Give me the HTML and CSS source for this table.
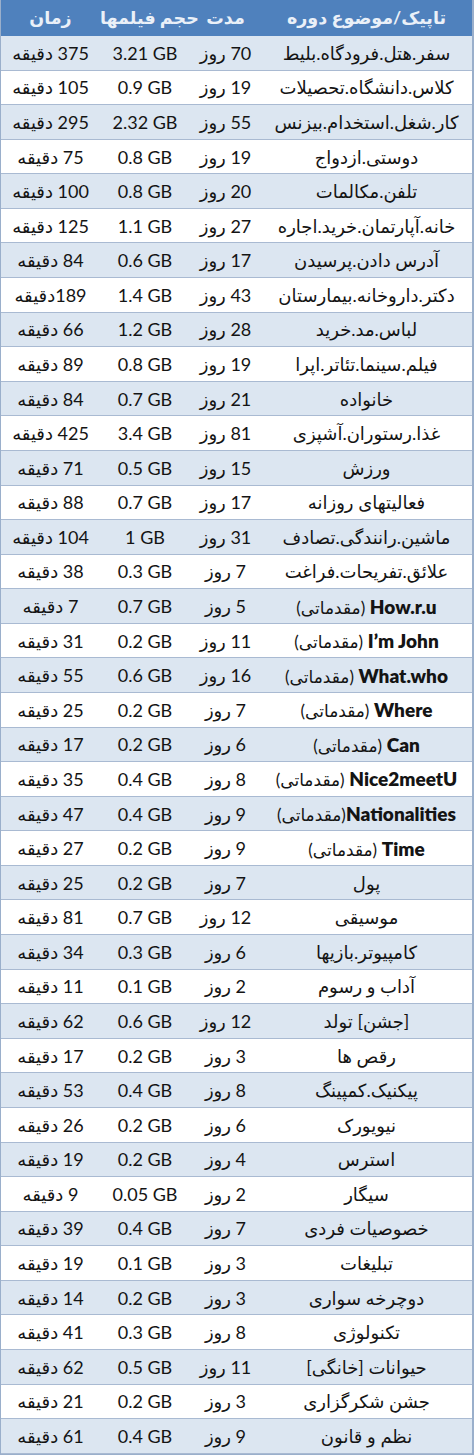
FILE: index.html
```html
<!DOCTYPE html>
<html lang="fa" dir="rtl">
<head>
<meta charset="utf-8">
<link rel="stylesheet" href="styles.css">
</head>
<body>
<div class="table">
  <div class="row head">
    <div class="c topic">تاپیک/موضوع دوره</div>
    <div class="c dur">مدت</div>
    <div class="c size">حجم فیلمها</div>
    <div class="c time">زمان</div>
  </div>
  <div class="row"><div class="c topic">سفر.هتل.فرودگاه.بليط</div><div class="c dur">70 روز</div><div class="c size">3.21 GB</div><div class="c time">375 دقیقه</div></div>
  <div class="row"><div class="c topic">کلاس.دانشگاه.تحصیلات</div><div class="c dur">19 روز</div><div class="c size">0.9 GB</div><div class="c time">105 دقیقه</div></div>
  <div class="row"><div class="c topic">کار.شغل.استخدام.بیزنس</div><div class="c dur">55 روز</div><div class="c size">2.32 GB</div><div class="c time">295 دقیقه</div></div>
  <div class="row"><div class="c topic">دوستی.ازدواج</div><div class="c dur">19 روز</div><div class="c size">0.8 GB</div><div class="c time">75 دقیقه</div></div>
  <div class="row"><div class="c topic">تلفن.مکالمات</div><div class="c dur">20 روز</div><div class="c size">0.8 GB</div><div class="c time">100 دقیقه</div></div>
  <div class="row"><div class="c topic">خانه.آپارتمان.خرید.اجاره</div><div class="c dur">27 روز</div><div class="c size">1.1 GB</div><div class="c time">125 دقیقه</div></div>
  <div class="row"><div class="c topic">آدرس دادن.پرسیدن</div><div class="c dur">17 روز</div><div class="c size">0.6 GB</div><div class="c time">84 دقیقه</div></div>
  <div class="row"><div class="c topic">دکتر.داروخانه.بیمارستان</div><div class="c dur">43 روز</div><div class="c size">1.4 GB</div><div class="c time">189دقیقه</div></div>
  <div class="row"><div class="c topic">لباس.مد.خرید</div><div class="c dur">28 روز</div><div class="c size">1.2 GB</div><div class="c time">66 دقیقه</div></div>
  <div class="row"><div class="c topic">فیلم.سینما.تئاتر.اپرا</div><div class="c dur">19 روز</div><div class="c size">0.8 GB</div><div class="c time">89 دقیقه</div></div>
  <div class="row"><div class="c topic">خانواده</div><div class="c dur">21 روز</div><div class="c size">0.7 GB</div><div class="c time">84 دقیقه</div></div>
  <div class="row"><div class="c topic">غذا.رستوران.آشپزی</div><div class="c dur">81 روز</div><div class="c size">3.4 GB</div><div class="c time">425 دقیقه</div></div>
  <div class="row"><div class="c topic">ورزش</div><div class="c dur">15 روز</div><div class="c size">0.5 GB</div><div class="c time">71 دقیقه</div></div>
  <div class="row"><div class="c topic">فعالیتهای روزانه</div><div class="c dur">17 روز</div><div class="c size">0.7 GB</div><div class="c time">88 دقیقه</div></div>
  <div class="row"><div class="c topic">ماشین.رانندگی.تصادف</div><div class="c dur">31 روز</div><div class="c size">1 GB</div><div class="c time">104 دقیقه</div></div>
  <div class="row"><div class="c topic">علائق.تفریحات.فراغت</div><div class="c dur">7 روز</div><div class="c size">0.3 GB</div><div class="c time">38 دقیقه</div></div>
  <div class="row"><div class="c topic"><b class="en">How.r.u</b> <span class="sub">(مقدماتی)</span></div><div class="c dur">5 روز</div><div class="c size">0.7 GB</div><div class="c time">7 دقیقه</div></div>
  <div class="row"><div class="c topic"><b class="en">I’m John</b> <span class="sub">(مقدماتی)</span></div><div class="c dur">11 روز</div><div class="c size">0.2 GB</div><div class="c time">31 دقیقه</div></div>
  <div class="row"><div class="c topic"><b class="en">What.who</b> <span class="sub">(مقدماتی)</span></div><div class="c dur">16 روز</div><div class="c size">0.6 GB</div><div class="c time">55 دقیقه</div></div>
  <div class="row"><div class="c topic"><b class="en">Where</b> <span class="sub">(مقدماتی)</span></div><div class="c dur">7 روز</div><div class="c size">0.2 GB</div><div class="c time">25 دقیقه</div></div>
  <div class="row"><div class="c topic"><b class="en">Can</b> <span class="sub">(مقدماتی)</span></div><div class="c dur">6 روز</div><div class="c size">0.2 GB</div><div class="c time">17 دقیقه</div></div>
  <div class="row"><div class="c topic"><b class="en">Nice2meetU</b> <span class="sub">(مقدماتی)</span></div><div class="c dur">8 روز</div><div class="c size">0.4 GB</div><div class="c time">35 دقیقه</div></div>
  <div class="row"><div class="c topic"><b class="en">Nationalities</b><span class="sub">(مقدماتی)</span></div><div class="c dur">9 روز</div><div class="c size">0.4 GB</div><div class="c time">47 دقیقه</div></div>
  <div class="row"><div class="c topic"><b class="en">Time</b> <span class="sub">(مقدماتی)</span></div><div class="c dur">9 روز</div><div class="c size">0.2 GB</div><div class="c time">27 دقیقه</div></div>
  <div class="row"><div class="c topic">پول</div><div class="c dur">7 روز</div><div class="c size">0.2 GB</div><div class="c time">25 دقیقه</div></div>
  <div class="row"><div class="c topic">موسیقی</div><div class="c dur">12 روز</div><div class="c size">0.7 GB</div><div class="c time">81 دقیقه</div></div>
  <div class="row"><div class="c topic">کامپیوتر.بازیها</div><div class="c dur">6 روز</div><div class="c size">0.3 GB</div><div class="c time">34 دقیقه</div></div>
  <div class="row"><div class="c topic">آداب و رسوم</div><div class="c dur">2 روز</div><div class="c size">0.1 GB</div><div class="c time">11 دقیقه</div></div>
  <div class="row"><div class="c topic">[جشن] تولد</div><div class="c dur">12 روز</div><div class="c size">0.6 GB</div><div class="c time">62 دقیقه</div></div>
  <div class="row"><div class="c topic">رقص ها</div><div class="c dur">3 روز</div><div class="c size">0.2 GB</div><div class="c time">17 دقیقه</div></div>
  <div class="row"><div class="c topic">پیکنیک.کمپینگ</div><div class="c dur">8 روز</div><div class="c size">0.4 GB</div><div class="c time">53 دقیقه</div></div>
  <div class="row"><div class="c topic">نیویورک</div><div class="c dur">6 روز</div><div class="c size">0.2 GB</div><div class="c time">26 دقیقه</div></div>
  <div class="row"><div class="c topic">استرس</div><div class="c dur">4 روز</div><div class="c size">0.2 GB</div><div class="c time">19 دقیقه</div></div>
  <div class="row"><div class="c topic">سیگار</div><div class="c dur">2 روز</div><div class="c size">0.05 GB</div><div class="c time">9 دقیقه</div></div>
  <div class="row"><div class="c topic">خصوصیات فردی</div><div class="c dur">7 روز</div><div class="c size">0.4 GB</div><div class="c time">39 دقیقه</div></div>
  <div class="row"><div class="c topic">تبلیغات</div><div class="c dur">3 روز</div><div class="c size">0.1 GB</div><div class="c time">19 دقیقه</div></div>
  <div class="row"><div class="c topic">دوچرخه سواری</div><div class="c dur">3 روز</div><div class="c size">0.2 GB</div><div class="c time">14 دقیقه</div></div>
  <div class="row"><div class="c topic">تکنولوژی</div><div class="c dur">8 روز</div><div class="c size">0.3 GB</div><div class="c time">41 دقیقه</div></div>
  <div class="row"><div class="c topic">حیوانات [خانگی]</div><div class="c dur">11 روز</div><div class="c size">0.5 GB</div><div class="c time">62 دقیقه</div></div>
  <div class="row"><div class="c topic">جشن شکرگزاری</div><div class="c dur">3 روز</div><div class="c size">0.2 GB</div><div class="c time">21 دقیقه</div></div>
  <div class="row"><div class="c topic">نظم و قانون</div><div class="c dur">9 روز</div><div class="c size">0.4 GB</div><div class="c time">61 دقیقه</div></div>
</div>
</body>
</html>
```
FILE: styles.css
```css
* { box-sizing: border-box; }
html, body { margin: 0; padding: 0; background: #ffffff; }
body {
  font-family: "Lato", "DejaVu Sans", sans-serif;
  color: #141414;
}
.table {
  width: 474px;
  height: 1455px;
  display: flex;
  flex-direction: column;
  border-left: 1px solid #9aafcb;
  border-right: 2px solid #9aafcb;
  border-bottom: 1px solid #9aafcb;
}
.row {
  flex: 1 1 0;
  display: grid;
  grid-template-columns: 211px 71px 90px 1fr;
  align-items: center;
  border-bottom: 1px solid #a9bad2;
  font-size: 18px;
}
.row:nth-child(even) { background: #dce6f1; }
.row:nth-child(odd) { background: #ffffff; }
.row.head {
  flex: 0 0 36px;
  background: #4f81bd;
  color: #eaf0f8;
  font-weight: bold;
  font-size: 17.5px;
  border-bottom: 1px solid #4f81bd;
}
.c {
  text-align: center;
  white-space: nowrap;
  overflow: visible;
}
.size { direction: ltr; }
.en { font-weight: 800; font-size: 19px; }
.sub { font-size: 17px; }
```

#### Aim
Out of the material above, select every line that holds the string "table".

#### Result of the exercise
Give me the HTML and CSS source for this table.
<div class="table">
.table {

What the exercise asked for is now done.